Cristiano Abud, cineasta
O Fiuza foi super importante em nossas vidas profissionais e pessoais, era um diretor que trazia um lado profissional e humano muito forte e com isso deixava a todos(as) mais tranquilos e seguros para executar as tarefas. Era uma pessoa que tinha o prazer de doar seus conhecimentos a todos(as) ao seu redor, fazendo com que cada produção fosse única e bem executada. Ele certamente será lembrado pela sua enorme contribuição na Animação Mineira e Brasileira, já está fazendo muita falta. Obrigado por tudo, amigão!

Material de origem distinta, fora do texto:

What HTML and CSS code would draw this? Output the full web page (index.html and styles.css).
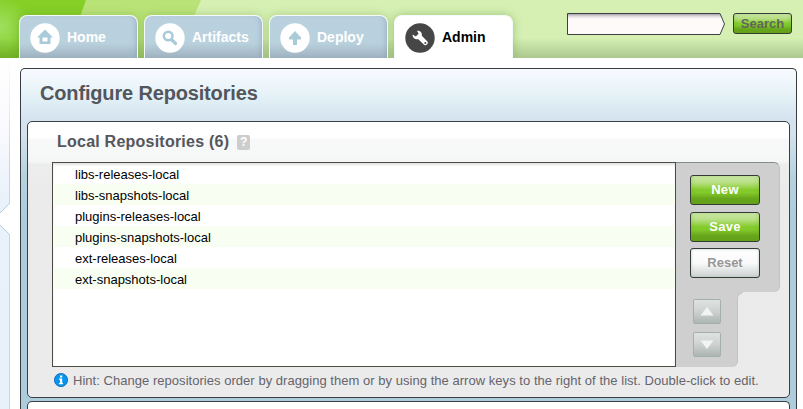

Luiz Fernando de Alencar, produtor
Guilherme foi um grande parceiro e amigo querido. Começou conosco como estagiário, nos anos 1990, querendo saber de tudo e estar presente em tudo. A vocação para o cinema e a vontade de fazer sempre mais e melhor o levaram logo a assumir posições importantes em filmes como Amor&Cia, Uma Onda no Ar, Batismo de Sangue, Pequenas Histórias e outros. Ao longo desses anos, criamos uma relação forte de amizade e confiança, que durou a vida inteira. Mesmo depois que ele passou a cuidar de seus próprios projetos, continuamos trocando ideias sobre nossos filmes e sobre como fazer cinema em Minas. Sinto falta de nossas conversas quase diárias sobre sonhos e pedras nesse caminho que escolhemos para nós.
Helvécio Ratton, cineasta
Como profissional, Guilherme Fiuza Zenha foi diretor, produtor, roteirista, presidente de sindicato, articulador político e praticamente quase todas as outras funções do audiovisual que pedissem a ele, ou que ele tivesse vontade de exercer. Trabalhou com audiovisual por amor ao setor, ao mercado e, principalmente, à causa. Se dedicou incansavelmente a todos os filmes e séries que fez e contribuiu de forma fundamental para projetos de amigos, parceiros e até de desconhecidos. Como professor – ou como instrutor, como ele preferia ser chamado – compartilhou seu conhecimento e suas experiências com generosidade absoluta. Uma trajetória inspiradora, que resultou em um legado a ser continuado!
Como pessoa, o Gui foi um amigo fiel, um companheiro para todas as horas, um homem ao mesmo tempo sensível e durão, que eu tive o privilégio de poder chamar de irmão escolhido na vida. Com certeza, uma saudade que será eterna!